If you aspire to hunt with horses, it is best to begin by planning a conservative hunt. There is a lot to learn about the gear and proper packing of a horse, and it is essential to have some knowledge of equine first aid and the ability to manage in the back country should an animal be lost or wounded.

Above all, try to be continuously aware of your own and your horse’s limitations in relation to the conditions.  On one particular outing in the Frank Church Wilderness of Idaho, my hunting partner and I experienced a catastrophic wreck.  We had a mare that was not trail-proven, and we loaded our stock too heavily for the steep terrain and hot weather.  Fortunately, neither horses nor humans were injured, but this is a hard way to learn how to balance the situation with your limitations.

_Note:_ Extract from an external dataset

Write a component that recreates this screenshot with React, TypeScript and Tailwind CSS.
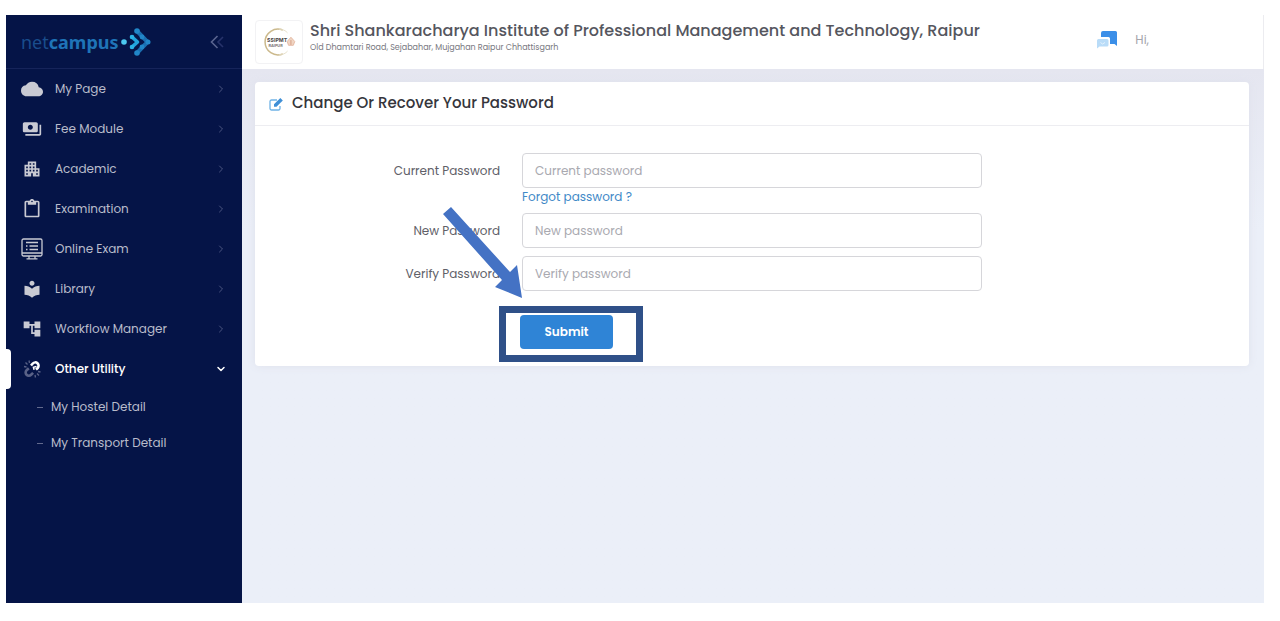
import { useId, type ReactNode } from 'react';
import {
  MdAccountTree,
  MdApartment,
  MdCloud,
  MdContentPaste,
  MdLocalLibrary,
  MdPayments,
} from 'react-icons/md';
import { ChevronDown, ChevronRight } from 'lucide-react';

function OnlineExamIcon() {
  return (
    <svg viewBox="0 0 22 22" className="size-[22px]" fill="none" stroke="currentColor" strokeWidth="1.3" aria-hidden="true">
      <rect x="1" y="1" width="20" height="17" rx="1.5" />
      <path d="M5 4.500h12M8.500 8h8.500M8.500 11.500h8.500M5 8h1.500M5 11.500h1.500M1 15h20M8 18v2.500M14 18v2.500M5.500 20.800h11" />
    </svg>
  );
}

function UtilityIcon() {
  return (
    <svg viewBox="0 0 20 20" className="size-5" fill="none" aria-hidden="true">
      <path d="M9 6.500l1.800-2a3.300 3.300 0 0 1 4.900 4.500l-1.700 1.600" stroke="#ffffff" strokeWidth="2.600" />
      <path d="M14.500 7.500l-3 .8.600 2.400" stroke="#ffffff" strokeWidth="1.600" />
      <path d="M6.800 9.200l-2.200 2a3.200 3.200 0 0 0 4.500 4.600l2-2" stroke="#5a6287" strokeWidth="2.600" />
      <path d="M2 7.500l2.500.5M3.500 3.500l2 2M7 1.500l.5 2.500M13 16l.5 2.500M15 14.500l2 2M16 12.500l2.500.5" stroke="#5a6287" strokeWidth="1.300" />
    </svg>
  );
}

function EditIcon() {
  return (
    <svg viewBox="0 0 16 16" className="size-4" aria-hidden="true">
      <path d="M12 10v2.500a1.500 1.500 0 0 1-1.500 1.500h-7A1.500 1.500 0 0 1 2 12.500v-7A1.500 1.500 0 0 1 3.500 4H9" fill="none" stroke="#6fb2e6" strokeWidth="1.300" />
      <path d="M6 8.200L12.300 2l2.500 2.500-6.300 6.200H6z" fill="#3f8fd6" />
    </svg>
  );
}

function BrandMark() {
  return (
    <svg viewBox="0 0 30 30" className="ml-[2px] size-[30px]" fill="none" strokeLinecap="round" strokeLinejoin="round" aria-hidden="true">
      <path d="M16 4L26.500 15 16 26" stroke="#1b6eb0" strokeWidth="4" />
      <path d="M11 10l5.500 5-5.500 5" stroke="#22a3dc" strokeWidth="3.600" />
      <circle cx="16" cy="4" r="2.800" fill="#2186c8" />
      <circle cx="16" cy="26" r="2.800" fill="#2186c8" />
      <circle cx="21" cy="10" r="2.400" fill="#2186c8" />
      <circle cx="21" cy="20" r="2.400" fill="#2186c8" />
      <circle cx="27" cy="15" r="2.500" fill="#2186c8" />
      <circle cx="11" cy="10" r="2.300" fill="#2bb2e6" />
      <circle cx="11" cy="20" r="2.300" fill="#2bb2e6" />
      <circle cx="3" cy="15" r="2.800" fill="#4cc9ef" />
    </svg>
  );
}

function CollapseIcon() {
  return (
    <svg viewBox="0 0 14 14" className="size-[14px]" fill="none" strokeWidth="1.600" aria-hidden="true">
      <path d="M7.500 1L1.500 7l6 6" stroke="#5a6590" />
      <path d="M13 2L8 7l5 5" stroke="#27336a" />
    </svg>
  );
}

function InstituteCrest() {
  return (
    <svg viewBox="0 0 48 44" className="h-full w-full" role="img" aria-label="SSIPMT Raipur">
      <path d="M28 9.500a13.500 13.500 0 1 0 0 25" fill="none" stroke="#cbb98c" strokeWidth="1.600" />
      <path d="M24 8.500c4 0 7 1.600 9 4" fill="none" stroke="#e6dfca" strokeWidth="1" />
      <path d="M24 35.500c4 0 7-1.600 9-4" fill="none" stroke="#e6dfca" strokeWidth="1" />
      <text x="11.500" y="22" fontSize="5.500" fontWeight="700" fill="#4c4748" fontFamily="Inter, sans-serif">SSIPMT</text>
      <text x="13" y="27" fontSize="4" fontWeight="700" fill="#777274" fontFamily="Inter, sans-serif">RAIPUR</text>
      <path d="M36.500 17l4 4.500-1.500 4h-5l-1.500-4z" fill="#f0d5c3" stroke="#dfae95" strokeWidth=".8" />
      <path d="M36.500 20v5" stroke="#d49c82" strokeWidth="1" />
    </svg>
  );
}

function ChatIcon() {
  return (
    <svg viewBox="0 0 20 18" className="h-[18px] w-5" aria-hidden="true">
      <path d="M6 0h12.500A1.500 1.500 0 0 1 20 1.500V15l-2.500-2H13V7.500a1.500 1.500 0 0 0-1.500-1.500H4V2a2 2 0 0 1 2-2z" fill="#3b8fe8" />
      <path d="M1.500 8H10a1.500 1.500 0 0 1 1.500 1.500V14a1.500 1.500 0 0 1-1.500 1.500H2.500L0 17.500v-8A1.500 1.500 0 0 1 1.500 8z" fill="#b9dcf8" />
      <path d="M3.500 11.500l2 1.500 2.500-1.500" fill="none" stroke="#e4f2fd" strokeWidth="1" />
    </svg>
  );
}

const menu: { label: string; icon: ReactNode }[] = [
  { label: 'My Page', icon: <MdCloud className="size-[22px]" /> },
  { label: 'Fee Module', icon: <MdPayments className="size-5" /> },
  { label: 'Academic', icon: <MdApartment className="size-5" /> },
  { label: 'Examination', icon: <MdContentPaste className="size-5" /> },
  { label: 'Online Exam', icon: <OnlineExamIcon /> },
  { label: 'Library', icon: <MdLocalLibrary className="size-5" /> },
  { label: 'Workflow Manager', icon: <MdAccountTree className="size-5" /> },
];

const subMenu = ['My Hostel Detail', 'My Transport Detail'];

function Sidebar() {
  return (
    <aside className="w-[236px] shrink-0 bg-[#051447] text-xs text-[#b9bccb]">
      <div className="flex h-[54px] items-center justify-between border-b border-[#16245a] pr-[18px] pl-[15px]">
        <a href="#" className="flex items-center font-['Noto_Sans',sans-serif] text-lg text-[#1a4d8c]">
          <span>net</span>
          <span className="font-bold text-[#1f74b8]">campus</span>
          <BrandMark />
        </a>
        <button type="button" aria-label="Collapse menu">
          <CollapseIcon />
        </button>
      </div>
      <nav>
        <ul>
          {menu.map((item) => (
            <li key={item.label}>
              <a href="#" className="flex h-10 items-center pr-[15px] pl-[15px]">
                <span className="flex w-[22px] justify-center text-[#c9cad3]">{item.icon}</span>
                <span className="ml-3 flex-1">{item.label}</span>
                <ChevronRight className="size-3 text-[#4b5580]" />
              </a>
            </li>
          ))}
          <li>
            <a href="#" className="relative flex h-10 items-center pr-[15px] pl-[15px] font-medium text-white">
              <span className="absolute top-0 left-0 h-10 w-[5px] rounded-r bg-white" />
              <span className="flex w-[22px] justify-center">
                <UtilityIcon />
              </span>
              <span className="ml-3 flex-1">Other Utility</span>
              <ChevronDown className="size-3" strokeWidth={3} />
            </a>
            <ul>
              {subMenu.map((label) => (
                <li key={label}>
                  <a href="#" className="flex h-9 items-center pl-[31px]">
                    <span className="mr-2 h-px w-[6px] bg-[#626a8d]" />
                    {label}
                  </a>
                </li>
              ))}
            </ul>
          </li>
        </ul>
      </nav>
    </aside>
  );
}

function PasswordRow({ label, placeholder, children }: { label: string; placeholder: string; children?: ReactNode }) {
  const id = useId();
  return (
    <div className="grid grid-cols-[267fr_460fr_267fr]">
      <label htmlFor={id} className="pr-[22px] text-right leading-[35px]">
        {label}
      </label>
      <div>
        <input
          id={id}
          type="password"
          placeholder={placeholder}
          className="block h-[35px] w-full rounded border border-[#d6d6da] bg-white px-3 text-xs placeholder:text-[#a9a9b0]"
        />
        {children}
      </div>
    </div>
  );
}

function Callout() {
  return (
    <>
      <span className="pointer-events-none absolute -top-[9px] -right-[30px] -bottom-[13px] -left-[21px] border-[7px] border-[#2f5088]" />
      <svg
        viewBox="0 0 80 92"
        className="pointer-events-none absolute -top-[108px] -left-[77px] h-[92px] w-20"
        aria-hidden="true"
      >
        <path d="M0 7L8 0L67 65L74 58L79 91L52 80L59 73Z" fill="#4472c4" />
      </svg>
    </>
  );
}

export default function App() {
  return (
    <div className="flex min-h-screen bg-white pt-[15px] pr-4 pb-[18px] pl-[6px] font-[Poppins,Inter,sans-serif]">
      <Sidebar />
      <div className="flex min-w-0 flex-1 flex-col bg-[#ebeff8]">
        <header className="flex h-[54px] items-center border-r border-[#ececf0] bg-white pr-[114px] pl-[13px]">
          <div className="h-11 w-12 shrink-0 rounded border border-[#f2f2f4]">
            <InstituteCrest />
          </div>
          <div className="mb-2 ml-[7px] flex-1 text-[#55565e]">
            <h1 className="text-base leading-5 font-medium">
              Shri Shankaracharya Institute of Professional Management and Technology, Raipur
            </h1>
            <p className="text-[8px] leading-[14px] text-[#777780]">
              Old Dhamtari Road, Sejabahar, Mujgahan Raipur Chhattisgarh
            </p>
          </div>
          <button type="button" aria-label="Messages" className="mb-1">
            <ChatIcon />
          </button>
          <span className="mb-1 ml-[18px] text-xs text-[#a5a5ac]">Hi,</span>
        </header>
        <main className="flex-1 bg-linear-to-b from-[#e5e6f0] to-[#ebeff8] to-30% pt-[13px] pr-[15px] pl-[13px]">
          <section className="rounded bg-white shadow-[0_0_8px_#dfe1ec]">
            <h2 className="flex h-11 items-center gap-2 border-b border-[#ededf1] pl-[13px] text-[15px] font-medium text-[#35353b]">
              <EditIcon />
              Change Or Recover Your Password
            </h2>
            <form className="pt-[27px] pb-[17px] text-xs text-[#606068]" onSubmit={(e) => e.preventDefault()}>
              <PasswordRow label="Current Password" placeholder="Current password">
                <a href="#" className="block h-[25px] leading-[17px] text-[#4189c7]">
                  Forgot password ?
                </a>
              </PasswordRow>
              <PasswordRow label="New Password" placeholder="New password" />
              <div className="mt-2">
                <PasswordRow label="Verify Password" placeholder="Verify password" />
              </div>
              <div className="mt-6 grid grid-cols-[265fr_462fr_267fr]">
                <div className="relative col-start-2 w-[93px]">
                  <button
                    type="submit"
                    className="block h-[34px] w-full rounded-sm bg-[#2f84d6] text-xs font-semibold text-white"
                  >
                    Submit
                  </button>
                  <Callout />
                </div>
              </div>
            </form>
          </section>
        </main>
      </div>
    </div>
  );
}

Twenty miles from the trailhead with an elk down is no time to learn that your trusty roping horse will not pack meat, or that your horses won't allow you to catch them in an open meadow.  You may have tested them in a pasture at home, but will they behave the same way in an unfamiliar location, or when they can smell a deer carcass, or pick up on your excitement? 

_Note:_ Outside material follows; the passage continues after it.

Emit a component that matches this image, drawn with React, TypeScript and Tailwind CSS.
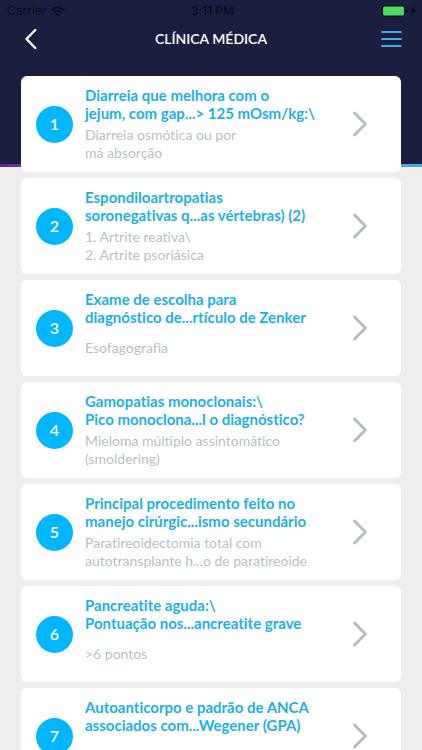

Asking a knowledgeable acquaintance for guidance can be one valuable way to gain experience. The opportunity to accompany a seasoned packer on a trip provides a first hand way to learn realistic lessons and to manage situations as they occur. It also gives you an opportunity to test your horses and learn what they will do in different situations.

If you can't find a mentor, you can take a couple of short “practice runs" on your own during the summertime, such as an overnight stay, to see how your animals behave in the mountains.  Summertime trail rides and short pack trips will also give you an idea if your horse will stand the rigors of mountain travel. 

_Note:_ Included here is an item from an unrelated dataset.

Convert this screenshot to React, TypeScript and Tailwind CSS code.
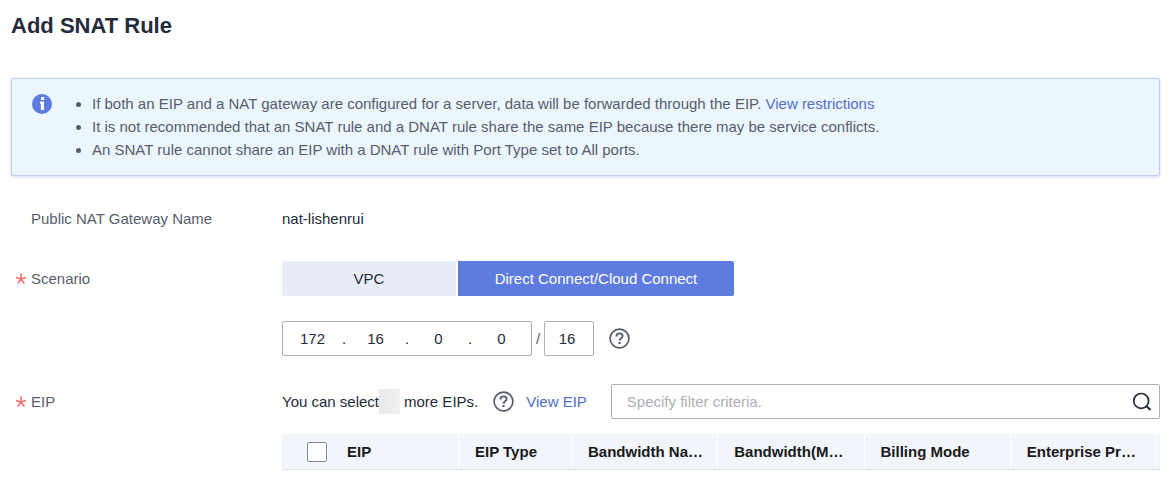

With excellent reference books out on horse packing and the schools, seminars, Internet learning opportunities and local mentors available, there is no excuse for being unprepared on the trail. Believe me, once you've learned what you can in a controlled environment, there will be plenty of time for the hands-on-experience that will become your sternest instructor. 

Nothing can compare though, to a warm tent and a steaming pot of coffee to enjoy in a high valley where humans rarely come.  Here, all of the preparation quickly dissolves into vivid experiences of hunting, fishing and scenery beyond compare. 

If this sounds like the life for you, remember to keep your ropes tight and I'll watch for you on the trail.